Mark Broadhead wrote:
I have to disagree with a lot of comments here. It sounds like people aren't getting what this actually is. Here's the main points:
- This transfer isn't affected by analog noise like the old transfer, since it was scanned digitally from the film itself. Any "noise" you see in this new release is from the 35mm film grain.
I guess the bottom line is if you don't think this is worth the $60 then save your money and play your old DVD. There's no one forcing you to upgrade. And complaining about it will not change the fact that people who understand what this is are very happy to see it.

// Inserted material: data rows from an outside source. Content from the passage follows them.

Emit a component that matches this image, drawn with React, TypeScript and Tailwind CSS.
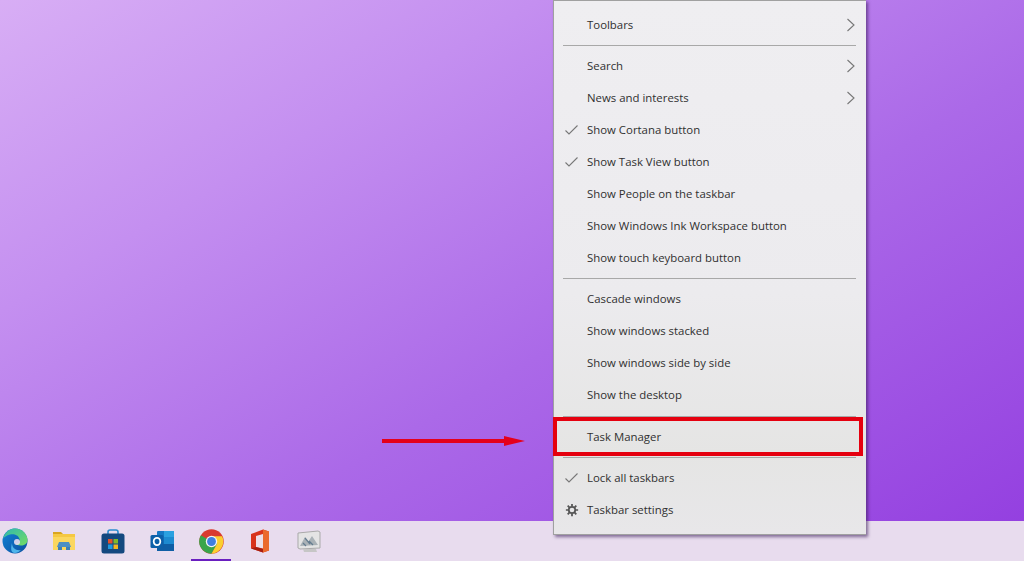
import React from "react";

const Check = () => (
  <svg width="15" height="12" viewBox="0 0 15 12" fill="none" stroke="#777" strokeWidth="1.1"><path d="M1.500 6.500 L5 10 L13.500 1.500" /></svg>
);
const Chevron = () => (
  <svg width="10" height="14" viewBox="0 0 10 14" fill="none" stroke="#777" strokeWidth="1.1"><path d="M1.500 1 L8 7 L1.500 13" /></svg>
);
const Gear = () => (
  <svg width="14" height="14" viewBox="0 0 24 24" fill="none" stroke="#555" strokeWidth="3">
    <circle cx="12" cy="12" r="5.500" />
    <path d="M12 1.500v4M12 18.500v4M1.500 12h4M18.500 12h4M4.600 4.600l2.800 2.800M16.600 16.600l2.800 2.800M4.600 19.400l2.800-2.800M16.600 7.400l2.800-2.800" />
  </svg>
);

function Row({ label, left, arrow }: { label: string; left?: React.ReactNode; arrow?: boolean }) {
  return (
    <div className="flex h-8 items-center">
      <div className="flex w-[33px] shrink-0 items-center justify-center pl-[2px]">{left}</div>
      <span className="flex-1 text-[11.400px] text-[#303030]">{label}</span>
      {arrow && <div className="mr-[10px] flex"><Chevron /></div>}
    </div>
  );
}
const Sep = ({ h }: { h: string }) => (
  <div className={`pl-[9px] pr-[10px] ${h}`}><div className="h-px w-full bg-[#a8a8a8]" /></div>
);

const Edge = () => (
  <svg width="26" height="26" viewBox="0 0 26 26">
    <defs>
      <linearGradient id="e1" x1="0" y1="0" x2="1" y2="1"><stop offset="0" stopColor="#2fb8b0" /><stop offset="1" stopColor="#74dc62" /></linearGradient>
      <linearGradient id="e2" x1="0" y1="0" x2="1" y2="1"><stop offset="0" stopColor="#1183d8" /><stop offset="1" stopColor="#0c4f9e" /></linearGradient>
    </defs>
    <circle cx="13" cy="13" r="12.500" fill="url(#e2)" />
    <path d="M1 11C3 3 9 .5 13 .5c7 0 12.500 5.500 12.500 11.500 0 4-3.500 5.500-6.500 5.500-3 0-5-1-5.500-2 3 0 5-1.500 4-4.500C16.500 7 12 5.500 8 6.500 4.500 7.500 2 9 1 11z" fill="url(#e1)" />
    <path d="M10 15c0 5 4 8 9 7-2 2-4 3-6 3C8 25 9 19 10 15z" fill="#4fb4ea" />
    <circle cx="15" cy="14" r="3" fill="#e8dcee" opacity=".9" />
  </svg>
);
const Folder = () => (
  <svg width="24" height="22" viewBox="0 0 24 22">
    <path d="M1 2h8l2 2H1z" fill="#d9a520" />
    <rect x="1" y="4" width="22" height="16" fill="#fbd75e" />
    <rect x="1" y="4" width="22" height="3" fill="#f5c842" />
    <path d="M7 12h10l2 5H5z" fill="#4c8fc4" />
    <rect x="6" y="17" width="4" height="3" fill="#3f7fb5" />
    <rect x="14" y="17" width="4" height="3" fill="#3f7fb5" />
  </svg>
);
const Store = () => (
  <svg width="24" height="25" viewBox="0 0 24 25">
    <path d="M7 5V3q0-2 2-2h6q2 0 2 2v2" fill="none" stroke="#2a8ccf" strokeWidth="1.600" />
    <rect x="0.500" y="4.500" width="23" height="20" rx="2.500" fill="#14497f" />
    <rect x="7" y="10" width="4.500" height="4.500" fill="#e2512c" />
    <rect x="12.500" y="10" width="4.500" height="4.500" fill="#7fb82a" />
    <rect x="7" y="15.500" width="4.500" height="4.500" fill="#1f9ae0" />
    <rect x="12.500" y="15.500" width="4.500" height="4.500" fill="#f2b51d" />
  </svg>
);
const Outlook = () => (
  <svg width="25" height="22" viewBox="0 0 25 22">
    <rect x="7" y="1" width="17" height="20" rx="1" fill="#1477c4" />
    <rect x="14" y="1" width="10" height="6" fill="#2aa0e0" />
    <rect x="14" y="7" width="10" height="7" fill="#1d8ad0" />
    <rect x="7" y="14" width="17" height="7" fill="#0f5ea5" />
    <rect x="0.500" y="5" width="13" height="13" rx="1.500" fill="#0d5fa8" />
    <ellipse cx="7" cy="11.500" rx="3.300" ry="3.700" fill="none" stroke="#fff" strokeWidth="1.800" />
  </svg>
);
const Chrome = () => (
  <svg width="25" height="25" viewBox="0 0 48 48">
    <circle cx="24" cy="24" r="23.500" fill="#d93a2f" />
    <path d="M24 24 L3.600 12.200 A23.500 23.500 0 0 0 24 47.500 L36 27z" fill="#3aa54a" />
    <path d="M24 14 H44.400 A23.500 23.500 0 0 1 24 47.500 L35 28z" fill="#fbcf30" />
    <circle cx="24" cy="24" r="11" fill="#f4f4f4" />
    <circle cx="24" cy="24" r="8.500" fill="#3f7fe0" />
  </svg>
);
const Office = () => (
  <svg width="20" height="24" viewBox="0 0 20 24">
    <path d="M1 5 L13 0.500 L19 2.500 V21.500 L13 23.500 L1 19.500z" fill="#d8341c" />
    <path d="M13 0.500 L19 2.500 V21.500 L13 23.500z" fill="#ea6a2c" />
    <path d="M6 7 L13 5 V19.500 L6 18z" fill="#ecdfe8" />
    <path d="M1 19.500 L13 23.500 V20 L6 18z" fill="#a81e10" />
  </svg>
);
const Photos = () => (
  <svg width="24" height="23" viewBox="0 0 24 23">
    <path d="M1 3 L21 1 L23 2 V18 L3 19 L1 18z" fill="#e4e4e4" stroke="#a9a9a9" />
    <path d="M3 16 L8 7 L11 12 L15 6 L21 15z" fill="#a9b1b6" />
    <path d="M6 13 L9 16M12 11 L16 15M8 8 L13 14" stroke="#647c8f" strokeWidth="1.200" />
    <path d="M6 19 H19 L20 22 H7z" fill="#c6c6c6" />
  </svg>
);

export default function App() {
  const icons = [<Edge />, <Folder />, <Store />, <Outlook />, <Chrome />, <Office />, <Photos />];
  return (
    <div className="relative flex h-[561px] w-[1024px] flex-col overflow-hidden font-['Open_Sans',sans-serif]">
      <div className="flex-1 bg-[linear-gradient(150deg,#d8aef5_0%,#c48ff0_28%,#ab69e8_60%,#9440e0_100%)]" />
      <div className="flex h-10 items-center bg-[#e8dcee] pl-0">
        {icons.map((icon, i) => (
          <div key={i} className="relative flex h-10 w-[49px] items-center justify-center blur-[0.5px] first:ml-[-9.500px]">
            {icon}
            {i === 4 && <div className="absolute bottom-0 left-[4.500px] h-[2px] w-[40px] bg-[#6a1fc0]" />}
          </div>
        ))}
      </div>

      <div className="absolute left-[553px] top-0 h-[535px] w-[313px] border-b border-l border-t border-[#a0a0a0] bg-[linear-gradient(180deg,#efeef1_0%,#ecebee_55%,#e5e5e4_85%,#e8e7e9_100%)] pt-2 shadow-[2px_2px_3px_rgba(60,30,90,0.6)]">
        <Row label="Toolbars" arrow />
        <Sep h="h-[9px] pt-1" />
        <Row label="Search" arrow />
        <Row label="News and interests" arrow />
        <Row label="Show Cortana button" left={<Check />} />
        <Row label="Show Task View button" left={<Check />} />
        <Row label="Show People on the taskbar" />
        <Row label="Show Windows Ink Workspace button" />
        <Row label="Show touch keyboard button" />
        <Sep h="h-[9px] pt-1" />
        <Row label="Cascade windows" />
        <Row label="Show windows stacked" />
        <Row label="Show windows side by side" />
        <Row label="Show the desktop" />
        <Sep h="h-[10px] pt-[5px]" />
        <Row label="Task Manager" />
        <Sep h="h-[9px] pt-1" />
        <Row label="Lock all taskbars" left={<Check />} />
        <Row label="Taskbar settings" left={<Gear />} />
      </div>

      <div className="absolute left-[553px] top-[417px] h-[39px] w-[310px] border-4 border-[#e5000f]" />
      <svg className="absolute left-[382px] top-[434px]" width="144" height="14" viewBox="0 0 144 14">
        <rect x="0" y="5" width="122" height="4" fill="#e5001a" />
        <path d="M122 2 L143 7 L122 12z" fill="#e5001a" />
      </svg>
    </div>
  );
}
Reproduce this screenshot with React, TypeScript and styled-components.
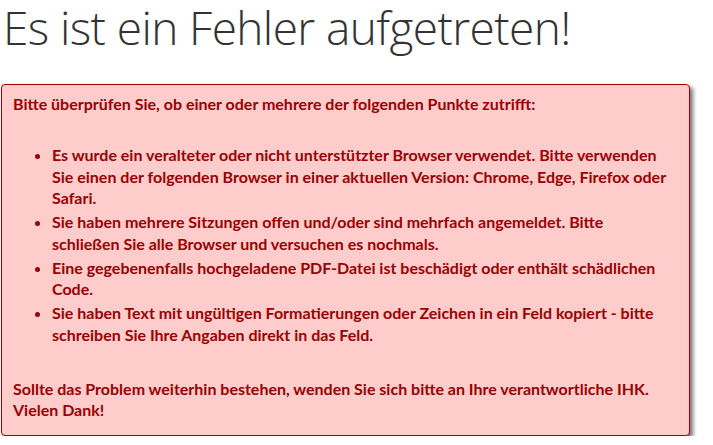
import styled, { createGlobalStyle } from "styled-components";

const GlobalStyle = createGlobalStyle`
	html, body {
		margin: 0;
		padding: 0;
		background: #fff;
	}
`;

const Page = styled.div`
	padding: 0 23px 0 1px;
	display: flex;
	flex-direction: column;
`;

const Title = styled.h1`
	margin: 0 0 29px 2px;
	font-family: "Open Sans", "Liberation Sans", sans-serif;
	font-weight: 300;
	font-size: 46px;
	letter-spacing: -0.6px;
	line-height: 55px;
	color: #333;
`;

const ErrorBox = styled.div`
	background: #ffcccc;
	border: 1px solid #a00;
	border-radius: 4px;
	box-shadow: 3px 3px 4px rgba(0, 0, 0, 0.55);
	padding: 8px 19px 14px 11px;
	color: #990000;
	font-family: Lato, "DejaVu Sans Condensed", sans-serif;
	font-weight: 700;
	font-size: 16px;
	line-height: 21.5px;
`;

const Para = styled.p`
	margin: 0;
`;

const List = styled.ul`
	margin: 29.5px 0 32.5px 0;
	padding-left: 39px;
`;

const Item = styled.li`
	margin-bottom: 2.5px;
`;

const items = [
	"Es wurde ein veralteter oder nicht unterstützter Browser verwendet. Bitte verwenden Sie einen der folgenden Browser in einer aktuellen Version: Chrome, Edge, Firefox oder Safari.",
	"Sie haben mehrere Sitzungen offen und/oder sind mehrfach angemeldet. Bitte schließen Sie alle Browser und versuchen es nochmals.",
	"Eine gegebenenfalls hochgeladene PDF-Datei ist beschädigt oder enthält schädlichen Code.",
	"Sie haben Text mit ungültigen Formatierungen oder Zeichen in ein Feld kopiert - bitte schreiben Sie Ihre Angaben direkt in das Feld.",
];

export default function App() {
	return (
		<Page>
			<GlobalStyle />
			<Title>Es ist ein Fehler aufgetreten!</Title>
			<ErrorBox>
				<Para>Bitte überprüfen Sie, ob einer oder mehrere der folgenden Punkte zutrifft:</Para>
				<List>
					{items.map((text) => (
						<Item key={text}>{text}</Item>
					))}
				</List>
				<Para>
					Sollte das Problem weiterhin bestehen, wenden Sie sich bitte an Ihre verantwortliche IHK.
					<br />
					Vielen Dank!
				</Para>
			</ErrorBox>
		</Page>
	);
}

I think that was kind of my point. The original film wasn't of that great of a quality. We are talking about a 25 year old, low-budget animated feature-ette. Mind you the animation itself was great because it was a bluth flim, but the colors, film recording, ect... not so much. Better than saturady morning cartoons at the time, sure, but it's not disney. Ramping up the res to capture all the grainess on a grainy film doesn't make a lot of sense to me.
Don't insult us here. I know exactly what this is. Dl is trying to squeeze another 60 bucks out of it's very loyal fans who have practically kept the company in business by buying the same two titles multiple times. Like I said, I think it's great that they are finally getting around to making a nice, true to life transfer, but that doesn't excuse the 10 or so imperfect attempts they release literally once a year.
I could see the orignal cdrom releases, and then again when dvd came out (due to the fact that cd-roms can't hold enough data) and then a third time now that pcs can handle hd video. If this is the last Dragon's Lair release they ever do you'll never hear another word from me on this. Come on though, you know they'll release it again a year after this version comes out, buy doing something sneaky like intentionally not making it vista compatable or something. I'll say it once more, this release by itself, if you were to ignore all the re-hasing they've been doing in the past, it's great. But come on, even you've got to admit they are kind of wearing out the titles.
An a final note... 60 bucks? Holy crap 60 bucks? You've got to be kidding me. I'm a hardcore laserdisc game fan, I wouldn't be here if I wasn't, but 60 bucks for a glorified choose your own adventure game? And a 25 year old one at that. Remember, this isn't a feature film we are talking about here, this is a little over 20 min of footage. For that price Bluth would have to come in personally and re-draw all the frames by hand.
p.s. On that star wars note:
Actually, to me at least, it is wrong. As you said, special editions aside. People didn't see Star Wars in crappy, one speaker theaters. Lucas literally re-built theaters across the nation with his (then new) thx, multi-channel sound systems. Star wars is a bad example in that respect because it was shown in high quality originally and an occasional re-release due to the fact that home technology wasn't as good as the original experience is expected. That is, up until now when lucas starts releasing super-duper special editions, once a year, not to restore the movies, but to run them into the ground and steal every last buck from the poor loyal fan, who can't control himself.
You can't compare it to any laserdisc game, because they aren't a film, they are games. You don't sit back and watch em, you play em.